Um grupo de estudantes gravitando em torno de uma república chamada Amarelinha tem na irreverência a agregação potencializadora de expectativas que buscam a satisfação de conflitos existenciais.

Em linguagem ornamental, o livro vai revelando o autor como "o último barroco” por ressuscitar um passado parnasiano perdido na correria do progresso, extraviado em meio à comunicação verbal direta e sem brilhantismo que segue as transformações tecnológicas impostas pela agilidade do viver.

Em um mundo de mensagens abreviadas, de manchetes e chamadas curtas, faz algum sentido retomar o exercício da fala rebuscada e erudita? O livro mostra que não pode haver erudição em literatura sem que a própria linguagem seja sua expressão vibrante.

Inicialmente, um texto tão prolífico pode causar estranheza, mas o leitor logo percebe que o exagero associado à exuberância existencial é próprio de quem leva o inconformismo para a realidade do agir e sentir.
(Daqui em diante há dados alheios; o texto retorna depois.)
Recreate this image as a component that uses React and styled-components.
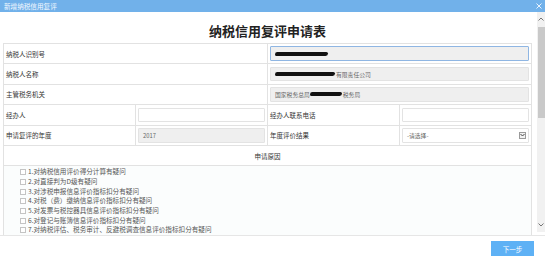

Que tipo de inconformismo se pode esperar de uma sociedade arcaica senão reagindo com violência verbal? Na atmosfera asfixiante do regime militar de então, o único recurso era a retórica debochada, o riso sarcástico, a ironia sardônica.

A busca do novo, a vontade de ser outro, de estar longe, com outra gente, e valores diferentes dos convencionais, foram o substrato de toda aquela geração universitária.

O conflito entre o indivíduo e uma sociedade medíocre, que reduz a inteligência a cinzas, a fugas de alívio e contentamento — arte culinária e prostituição, música clássica e jazz, álcool e cigarros, repressão e medo, boemia alucinada —, atravessa o livro com extravagância até desembocar no romance entre uma pintora e um estudante que se envolvem num rodopio de paixão instantânea, seguido de solidão e desencontro.

A ausência se traduz em amor na solidão, no desejo do reencontro, no fim de curso, de época, de um tempo que nunca mais voltará.

A busca do novo, a vontade de ser outro, de estar em outro lugar com outra gente, com outros valores diferentes dos convencionais são o substrato de toda uma geração universitária.

Estamos vivendo uma época que vai repetindo o passado assombrosamente. Vivemos de fracasso em fracasso, como cantava Nelson Gonçalves na canção de Mário Lago. Nela, o fracasso é não poder se esquecer de um amor — "fracasso por compreender que devo esquecer / fracasso porque já sei que não esquecerei / fracasso, fracasso, fracasso, fracasso afinal / por te querer tanto bem e me fazer tanto mal". Em nosso momento histórico, por esquecer o que passou e nos querer tanto mal a ponto de repetir os mesmos erros.